_WHAT YOU WILL DO_. Return the material word for word. Do not include pictures.
## start SUPPLIED DATA
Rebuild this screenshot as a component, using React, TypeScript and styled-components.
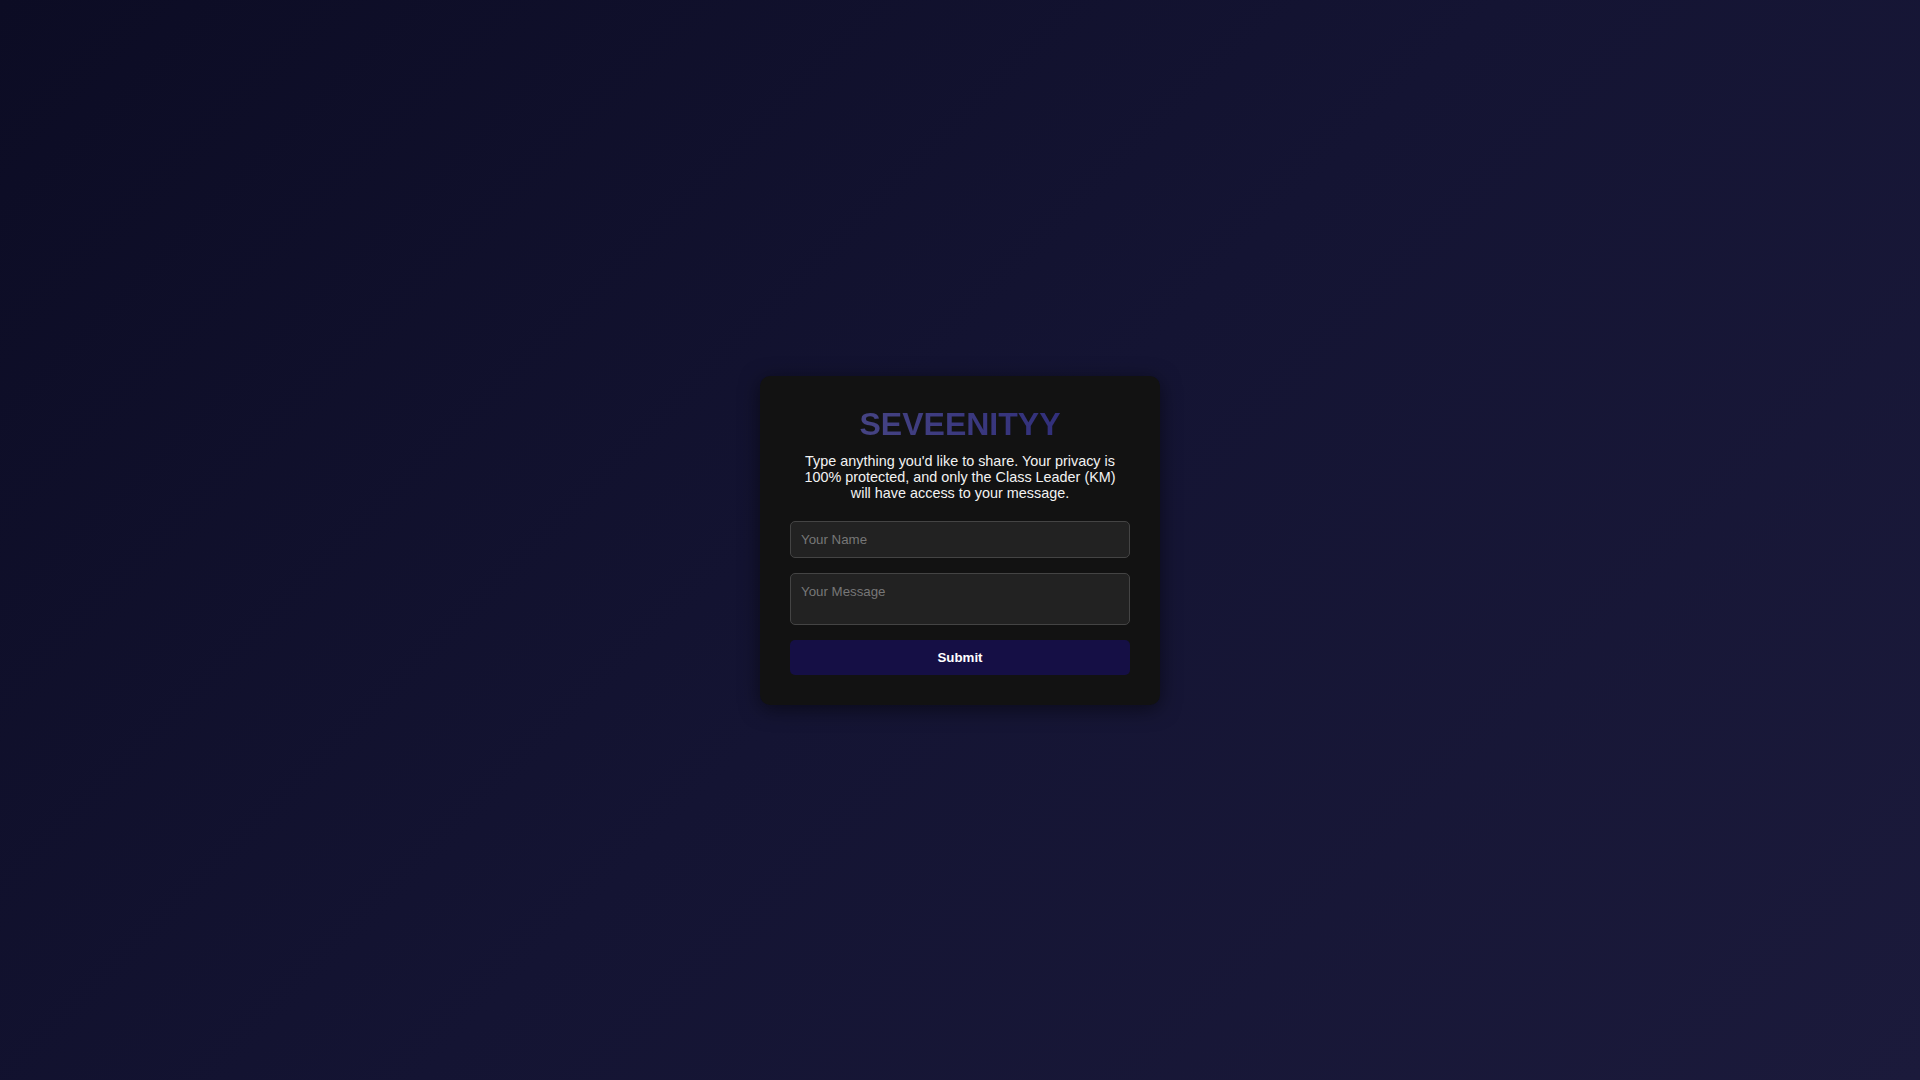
import styled, { createGlobalStyle } from 'styled-components';

const GlobalStyle = createGlobalStyle`
	* {
		box-sizing: border-box;
	}
	html,
	body {
		margin: 0;
		padding: 0;
		height: 100%;
	}
	body {
		font-family: 'Liberation Sans', Arial, sans-serif;
		background: linear-gradient(135deg, #0c0c24 0%, #141433 50%, #1b1a3b 100%);
		color: #fff;
	}
	#root {
		height: 100%;
	}
`;

const StyledPage = styled.main`
	height: 100vh;
	display: flex;
	align-items: center;
	justify-content: center;
`;

const StyledCard = styled.section`
	width: 400px;
	padding: 30px;
	background: #121212;
	border-radius: 10px;
	box-shadow: 0 4px 20px rgba(0, 0, 0, 0.5);
	text-align: center;
`;

const StyledTitle = styled.h1`
	margin: 0 0 10px;
	font-size: 32px;
	font-weight: 700;
	background: linear-gradient(90deg, #4c4a86, #2b2978);
	-webkit-background-clip: text;
	background-clip: text;
	color: transparent;
`;

const StyledParagraph = styled.p`
	margin: 0 0 20px;
	padding: 0 10px;
	font-size: 14.4px;
	line-height: 16px;
	color: #f2f2f2;
`;

const StyledForm = styled.form`
	display: flex;
	flex-direction: column;
`;

const fieldStyles = `
	width: 100%;
	padding: 10px;
	border: 1px solid #444;
	border-radius: 5px;
	background: #222;
	color: #fff;
	font-family: 'Liberation Sans', Arial, sans-serif;
	font-size: 13.3px;
	outline: none;
	&::placeholder {
		color: #777;
	}
`;

const StyledInput = styled.input`
	${fieldStyles}
	height: 37px;
	margin-bottom: 15px;
`;

const StyledTextArea = styled.textarea`
	${fieldStyles}
	height: 52px;
	margin-bottom: 15px;
	resize: none;
	display: block;
`;

const StyledButton = styled.button`
	height: 35px;
	border: none;
	border-radius: 5px;
	background: #150f45;
	color: #fff;
	font-family: 'Liberation Sans', Arial, sans-serif;
	font-size: 13.3px;
	font-weight: 700;
	cursor: pointer;
`;

export default function App() {
	return (
		<>
			<GlobalStyle />
			<StyledPage>
				<StyledCard>
					<StyledTitle>SEVEENITYY</StyledTitle>
					<StyledParagraph>
						Type anything you'd like to share. Your privacy is 100% protected,
						and only the Class Leader (KM) will have access to your message.
					</StyledParagraph>
					<StyledForm onSubmit={(e) => e.preventDefault()}>
						<StyledInput type='text' placeholder='Your Name' />
						<StyledTextArea placeholder='Your Message' />
						<StyledButton type='submit'>Submit</StyledButton>
					</StyledForm>
				</StyledCard>
			</StyledPage>
		</>
	);
}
## end SUPPLIED DATA
_TASK RESULT_.
Rebuild this screenshot as a component, using React, TypeScript and styled-components.
import styled, { createGlobalStyle } from 'styled-components';

const GlobalStyle = createGlobalStyle`
	* {
		box-sizing: border-box;
	}
	html,
	body {
		margin: 0;
		padding: 0;
		height: 100%;
	}
	body {
		font-family: 'Liberation Sans', Arial, sans-serif;
		background: linear-gradient(135deg, #0c0c24 0%, #141433 50%, #1b1a3b 100%);
		color: #fff;
	}
	#root {
		height: 100%;
	}
`;

const StyledPage = styled.main`
	height: 100vh;
	display: flex;
	align-items: center;
	justify-content: center;
`;

const StyledCard = styled.section`
	width: 400px;
	padding: 30px;
	background: #121212;
	border-radius: 10px;
	box-shadow: 0 4px 20px rgba(0, 0, 0, 0.5);
	text-align: center;
`;

const StyledTitle = styled.h1`
	margin: 0 0 10px;
	font-size: 32px;
	font-weight: 700;
	background: linear-gradient(90deg, #4c4a86, #2b2978);
	-webkit-background-clip: text;
	background-clip: text;
	color: transparent;
`;

const StyledParagraph = styled.p`
	margin: 0 0 20px;
	padding: 0 10px;
	font-size: 14.4px;
	line-height: 16px;
	color: #f2f2f2;
`;

const StyledForm = styled.form`
	display: flex;
	flex-direction: column;
`;

const fieldStyles = `
	width: 100%;
	padding: 10px;
	border: 1px solid #444;
	border-radius: 5px;
	background: #222;
	color: #fff;
	font-family: 'Liberation Sans', Arial, sans-serif;
	font-size: 13.3px;
	outline: none;
	&::placeholder {
		color: #777;
	}
`;

const StyledInput = styled.input`
	${fieldStyles}
	height: 37px;
	margin-bottom: 15px;
`;

const StyledTextArea = styled.textarea`
	${fieldStyles}
	height: 52px;
	margin-bottom: 15px;
	resize: none;
	display: block;
`;

const StyledButton = styled.button`
	height: 35px;
	border: none;
	border-radius: 5px;
	background: #150f45;
	color: #fff;
	font-family: 'Liberation Sans', Arial, sans-serif;
	font-size: 13.3px;
	font-weight: 700;
	cursor: pointer;
`;

export default function App() {
	return (
		<>
			<GlobalStyle />
			<StyledPage>
				<StyledCard>
					<StyledTitle>SEVEENITYY</StyledTitle>
					<StyledParagraph>
						Type anything you'd like to share. Your privacy is 100% protected,
						and only the Class Leader (KM) will have access to your message.
					</StyledParagraph>
					<StyledForm onSubmit={(e) => e.preventDefault()}>
						<StyledInput type='text' placeholder='Your Name' />
						<StyledTextArea placeholder='Your Message' />
						<StyledButton type='submit'>Submit</StyledButton>
					</StyledForm>
				</StyledCard>
			</StyledPage>
		</>
	);
}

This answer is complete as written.